■ **Stored items**:
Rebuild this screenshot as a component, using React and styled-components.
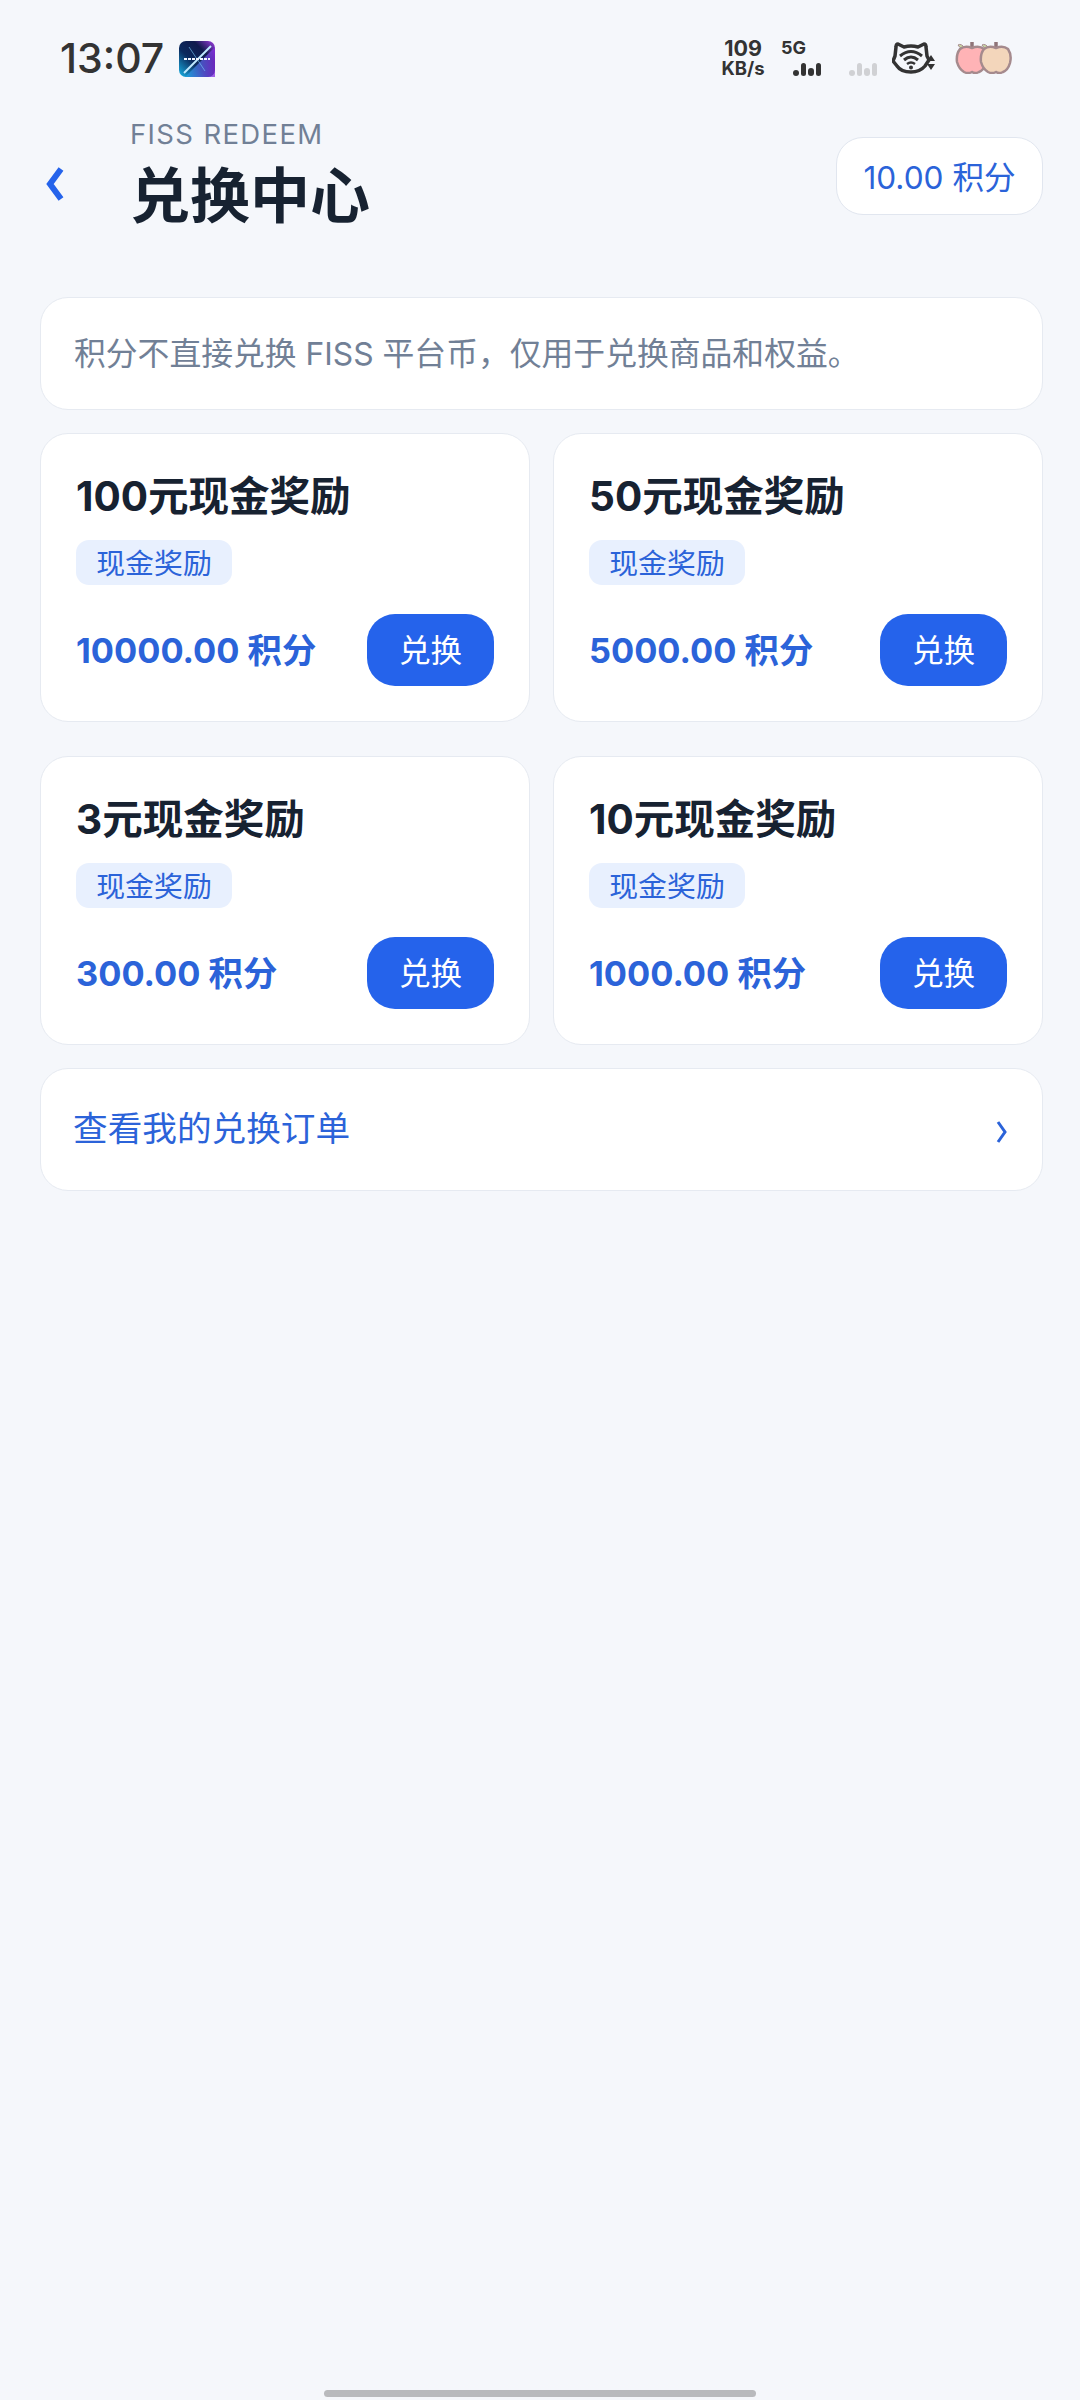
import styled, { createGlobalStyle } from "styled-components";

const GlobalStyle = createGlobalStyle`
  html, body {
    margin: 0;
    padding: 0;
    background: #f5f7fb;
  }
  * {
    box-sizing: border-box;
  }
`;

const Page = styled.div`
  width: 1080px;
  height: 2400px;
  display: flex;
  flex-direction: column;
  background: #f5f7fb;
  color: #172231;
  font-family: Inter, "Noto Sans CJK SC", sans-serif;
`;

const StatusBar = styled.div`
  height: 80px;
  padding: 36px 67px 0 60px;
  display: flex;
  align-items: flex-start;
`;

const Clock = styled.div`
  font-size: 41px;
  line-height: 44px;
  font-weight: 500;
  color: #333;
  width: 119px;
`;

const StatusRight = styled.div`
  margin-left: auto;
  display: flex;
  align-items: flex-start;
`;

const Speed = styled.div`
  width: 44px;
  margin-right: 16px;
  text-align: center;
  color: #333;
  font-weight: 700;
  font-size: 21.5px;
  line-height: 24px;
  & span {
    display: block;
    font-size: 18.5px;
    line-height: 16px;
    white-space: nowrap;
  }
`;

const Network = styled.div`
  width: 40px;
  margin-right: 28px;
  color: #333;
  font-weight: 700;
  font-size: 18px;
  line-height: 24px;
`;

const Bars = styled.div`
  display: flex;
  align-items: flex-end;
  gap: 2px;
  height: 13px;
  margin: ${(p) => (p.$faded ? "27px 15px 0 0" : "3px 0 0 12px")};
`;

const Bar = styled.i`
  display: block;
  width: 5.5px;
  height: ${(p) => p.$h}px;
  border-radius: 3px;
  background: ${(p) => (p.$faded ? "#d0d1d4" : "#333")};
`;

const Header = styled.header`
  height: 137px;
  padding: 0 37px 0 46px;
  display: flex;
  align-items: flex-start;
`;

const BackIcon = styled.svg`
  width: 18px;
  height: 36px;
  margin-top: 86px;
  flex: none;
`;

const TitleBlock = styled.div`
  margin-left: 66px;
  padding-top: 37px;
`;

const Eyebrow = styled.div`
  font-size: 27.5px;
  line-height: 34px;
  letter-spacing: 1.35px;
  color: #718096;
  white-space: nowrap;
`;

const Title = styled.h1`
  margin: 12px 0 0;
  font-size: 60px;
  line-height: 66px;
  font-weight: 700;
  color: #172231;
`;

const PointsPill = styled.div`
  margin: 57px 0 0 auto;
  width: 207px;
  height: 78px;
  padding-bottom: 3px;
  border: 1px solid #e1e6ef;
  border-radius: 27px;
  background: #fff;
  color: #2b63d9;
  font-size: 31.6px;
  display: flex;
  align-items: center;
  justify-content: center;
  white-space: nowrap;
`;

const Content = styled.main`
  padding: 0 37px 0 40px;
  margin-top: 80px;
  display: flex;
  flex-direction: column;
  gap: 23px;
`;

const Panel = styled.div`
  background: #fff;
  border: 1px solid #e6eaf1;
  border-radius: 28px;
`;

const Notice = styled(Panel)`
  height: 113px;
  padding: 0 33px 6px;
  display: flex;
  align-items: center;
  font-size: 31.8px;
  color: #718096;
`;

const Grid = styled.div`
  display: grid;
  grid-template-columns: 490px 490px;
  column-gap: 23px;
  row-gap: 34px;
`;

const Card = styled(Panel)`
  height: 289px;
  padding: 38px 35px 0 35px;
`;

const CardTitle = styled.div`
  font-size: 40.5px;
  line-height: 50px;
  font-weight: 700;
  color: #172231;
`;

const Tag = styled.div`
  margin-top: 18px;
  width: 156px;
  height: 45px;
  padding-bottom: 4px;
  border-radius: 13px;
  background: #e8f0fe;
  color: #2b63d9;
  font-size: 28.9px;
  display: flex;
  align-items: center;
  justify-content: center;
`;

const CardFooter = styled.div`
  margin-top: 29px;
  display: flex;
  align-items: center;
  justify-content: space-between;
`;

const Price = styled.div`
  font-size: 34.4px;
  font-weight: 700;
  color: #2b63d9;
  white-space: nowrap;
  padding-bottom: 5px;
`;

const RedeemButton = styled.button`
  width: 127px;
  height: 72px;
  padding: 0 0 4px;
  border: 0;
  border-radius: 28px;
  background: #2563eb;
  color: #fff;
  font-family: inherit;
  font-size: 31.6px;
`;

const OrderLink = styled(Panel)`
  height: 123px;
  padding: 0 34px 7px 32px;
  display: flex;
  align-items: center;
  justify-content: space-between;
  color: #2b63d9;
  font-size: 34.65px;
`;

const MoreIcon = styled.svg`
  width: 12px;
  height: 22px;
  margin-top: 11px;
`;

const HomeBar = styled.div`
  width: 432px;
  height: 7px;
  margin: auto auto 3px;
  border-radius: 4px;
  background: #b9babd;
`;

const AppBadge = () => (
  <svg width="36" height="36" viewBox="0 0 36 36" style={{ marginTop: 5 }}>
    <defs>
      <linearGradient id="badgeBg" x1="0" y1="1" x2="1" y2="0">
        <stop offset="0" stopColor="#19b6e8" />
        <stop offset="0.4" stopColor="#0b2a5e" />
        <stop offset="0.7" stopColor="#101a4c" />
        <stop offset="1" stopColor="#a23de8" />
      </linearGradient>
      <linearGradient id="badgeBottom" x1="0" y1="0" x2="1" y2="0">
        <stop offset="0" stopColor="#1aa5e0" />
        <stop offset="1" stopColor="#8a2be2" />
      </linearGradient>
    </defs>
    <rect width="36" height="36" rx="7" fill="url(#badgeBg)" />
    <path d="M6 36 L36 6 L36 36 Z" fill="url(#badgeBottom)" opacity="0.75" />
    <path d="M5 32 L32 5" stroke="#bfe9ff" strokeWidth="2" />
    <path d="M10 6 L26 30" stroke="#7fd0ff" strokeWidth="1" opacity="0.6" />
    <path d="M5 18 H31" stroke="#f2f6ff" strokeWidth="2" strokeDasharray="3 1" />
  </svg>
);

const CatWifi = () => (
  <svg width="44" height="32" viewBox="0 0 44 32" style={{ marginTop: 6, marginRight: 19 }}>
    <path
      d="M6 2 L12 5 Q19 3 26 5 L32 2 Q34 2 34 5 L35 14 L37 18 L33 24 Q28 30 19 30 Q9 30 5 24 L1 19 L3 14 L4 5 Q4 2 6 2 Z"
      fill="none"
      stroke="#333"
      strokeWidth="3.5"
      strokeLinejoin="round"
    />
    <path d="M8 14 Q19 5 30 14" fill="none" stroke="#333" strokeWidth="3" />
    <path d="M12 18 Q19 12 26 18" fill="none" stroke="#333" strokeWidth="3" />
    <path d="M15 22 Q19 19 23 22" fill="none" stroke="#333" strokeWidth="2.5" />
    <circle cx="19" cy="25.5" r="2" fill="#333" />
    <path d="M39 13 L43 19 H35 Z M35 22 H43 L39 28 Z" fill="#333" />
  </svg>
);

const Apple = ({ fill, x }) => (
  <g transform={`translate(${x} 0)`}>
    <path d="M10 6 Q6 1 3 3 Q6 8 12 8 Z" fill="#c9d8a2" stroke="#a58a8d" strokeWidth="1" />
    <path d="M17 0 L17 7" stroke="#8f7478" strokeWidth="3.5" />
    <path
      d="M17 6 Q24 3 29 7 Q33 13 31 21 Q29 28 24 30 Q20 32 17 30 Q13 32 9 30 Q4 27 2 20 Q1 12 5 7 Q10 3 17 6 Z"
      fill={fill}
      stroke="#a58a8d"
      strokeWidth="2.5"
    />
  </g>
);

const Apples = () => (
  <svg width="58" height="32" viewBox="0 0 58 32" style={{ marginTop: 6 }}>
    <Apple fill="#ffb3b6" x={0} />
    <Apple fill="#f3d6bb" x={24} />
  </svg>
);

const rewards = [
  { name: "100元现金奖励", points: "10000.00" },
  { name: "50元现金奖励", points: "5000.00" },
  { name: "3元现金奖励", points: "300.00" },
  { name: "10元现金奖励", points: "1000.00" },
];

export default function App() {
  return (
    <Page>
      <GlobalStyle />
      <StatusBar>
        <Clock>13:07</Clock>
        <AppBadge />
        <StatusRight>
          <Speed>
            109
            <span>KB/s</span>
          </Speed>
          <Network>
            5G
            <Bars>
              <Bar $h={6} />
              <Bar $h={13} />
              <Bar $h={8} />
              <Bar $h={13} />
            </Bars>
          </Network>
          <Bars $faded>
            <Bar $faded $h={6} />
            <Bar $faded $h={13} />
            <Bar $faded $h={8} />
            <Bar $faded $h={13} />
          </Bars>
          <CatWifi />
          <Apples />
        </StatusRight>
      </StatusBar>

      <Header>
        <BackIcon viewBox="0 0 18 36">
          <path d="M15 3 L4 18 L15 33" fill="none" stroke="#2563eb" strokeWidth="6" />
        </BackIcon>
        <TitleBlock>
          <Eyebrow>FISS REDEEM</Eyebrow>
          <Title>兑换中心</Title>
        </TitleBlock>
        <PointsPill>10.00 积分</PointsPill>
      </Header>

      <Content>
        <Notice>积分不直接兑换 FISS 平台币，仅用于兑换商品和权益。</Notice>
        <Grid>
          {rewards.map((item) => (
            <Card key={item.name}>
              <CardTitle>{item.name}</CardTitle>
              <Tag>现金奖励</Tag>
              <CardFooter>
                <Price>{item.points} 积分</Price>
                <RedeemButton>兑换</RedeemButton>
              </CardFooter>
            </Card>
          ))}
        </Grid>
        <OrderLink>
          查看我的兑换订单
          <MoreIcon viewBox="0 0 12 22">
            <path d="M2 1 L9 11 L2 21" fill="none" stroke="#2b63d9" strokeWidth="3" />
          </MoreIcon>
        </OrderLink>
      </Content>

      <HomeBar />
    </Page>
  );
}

==

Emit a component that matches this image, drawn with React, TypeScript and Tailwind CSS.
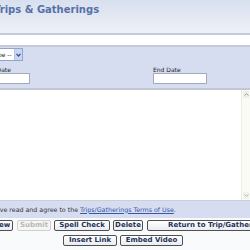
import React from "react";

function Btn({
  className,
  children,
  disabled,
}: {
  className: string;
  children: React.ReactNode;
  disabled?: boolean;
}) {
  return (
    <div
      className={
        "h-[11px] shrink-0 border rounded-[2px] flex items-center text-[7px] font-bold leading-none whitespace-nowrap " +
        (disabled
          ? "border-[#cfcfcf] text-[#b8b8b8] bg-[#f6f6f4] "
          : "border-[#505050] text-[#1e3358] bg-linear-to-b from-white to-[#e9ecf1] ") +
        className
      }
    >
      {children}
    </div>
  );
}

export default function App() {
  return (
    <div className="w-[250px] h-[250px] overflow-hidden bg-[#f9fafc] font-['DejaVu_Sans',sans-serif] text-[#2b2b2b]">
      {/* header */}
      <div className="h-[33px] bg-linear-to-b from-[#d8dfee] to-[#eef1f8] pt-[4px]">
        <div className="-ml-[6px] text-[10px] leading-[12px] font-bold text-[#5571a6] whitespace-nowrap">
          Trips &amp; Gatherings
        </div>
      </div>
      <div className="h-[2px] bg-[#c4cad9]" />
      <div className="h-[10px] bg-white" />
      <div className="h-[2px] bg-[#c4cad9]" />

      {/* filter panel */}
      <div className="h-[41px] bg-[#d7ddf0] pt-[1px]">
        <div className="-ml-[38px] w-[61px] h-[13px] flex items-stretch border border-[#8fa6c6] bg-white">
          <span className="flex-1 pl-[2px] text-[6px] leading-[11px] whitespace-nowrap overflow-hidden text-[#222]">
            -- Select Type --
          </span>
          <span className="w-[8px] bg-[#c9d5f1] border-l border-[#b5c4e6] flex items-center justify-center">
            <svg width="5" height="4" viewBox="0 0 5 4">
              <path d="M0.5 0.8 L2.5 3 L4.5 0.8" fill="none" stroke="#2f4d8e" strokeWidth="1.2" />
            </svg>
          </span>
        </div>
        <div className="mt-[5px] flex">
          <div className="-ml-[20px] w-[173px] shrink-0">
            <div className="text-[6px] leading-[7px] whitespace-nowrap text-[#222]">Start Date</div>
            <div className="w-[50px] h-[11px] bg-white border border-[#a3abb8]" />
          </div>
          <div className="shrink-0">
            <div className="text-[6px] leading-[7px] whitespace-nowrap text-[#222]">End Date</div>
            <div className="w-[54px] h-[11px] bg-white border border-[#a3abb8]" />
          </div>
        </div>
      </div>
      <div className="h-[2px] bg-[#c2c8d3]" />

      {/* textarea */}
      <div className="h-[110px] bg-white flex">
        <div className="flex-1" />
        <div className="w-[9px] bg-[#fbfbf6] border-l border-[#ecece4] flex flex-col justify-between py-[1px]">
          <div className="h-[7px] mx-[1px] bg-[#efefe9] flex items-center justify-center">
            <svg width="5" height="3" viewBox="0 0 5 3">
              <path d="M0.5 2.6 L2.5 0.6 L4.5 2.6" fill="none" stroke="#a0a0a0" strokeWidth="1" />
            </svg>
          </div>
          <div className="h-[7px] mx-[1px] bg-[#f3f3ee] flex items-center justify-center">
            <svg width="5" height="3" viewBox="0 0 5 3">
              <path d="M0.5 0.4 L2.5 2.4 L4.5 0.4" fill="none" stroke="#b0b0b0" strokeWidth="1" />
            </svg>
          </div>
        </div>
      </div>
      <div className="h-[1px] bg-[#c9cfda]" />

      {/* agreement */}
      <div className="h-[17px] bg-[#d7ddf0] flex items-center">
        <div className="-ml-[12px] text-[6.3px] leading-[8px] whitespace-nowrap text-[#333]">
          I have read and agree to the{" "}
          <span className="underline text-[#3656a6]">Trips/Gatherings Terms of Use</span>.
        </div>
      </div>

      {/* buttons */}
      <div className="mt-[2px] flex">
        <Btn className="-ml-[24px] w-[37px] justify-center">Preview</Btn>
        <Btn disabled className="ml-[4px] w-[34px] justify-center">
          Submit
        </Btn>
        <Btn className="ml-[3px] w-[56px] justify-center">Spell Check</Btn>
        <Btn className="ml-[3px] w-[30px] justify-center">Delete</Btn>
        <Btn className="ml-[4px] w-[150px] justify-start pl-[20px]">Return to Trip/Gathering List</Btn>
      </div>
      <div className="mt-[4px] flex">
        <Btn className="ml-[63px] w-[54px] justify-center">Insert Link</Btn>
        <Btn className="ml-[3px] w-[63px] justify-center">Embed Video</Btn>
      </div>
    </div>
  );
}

■ **Aim**: Above are records; repeat only the lines from the line with "Emit a component" through the line with "import React from", and leave pictures out.

■ **Exercise solution**:
Emit a component that matches this image, drawn with React, TypeScript and Tailwind CSS.
import React from "react";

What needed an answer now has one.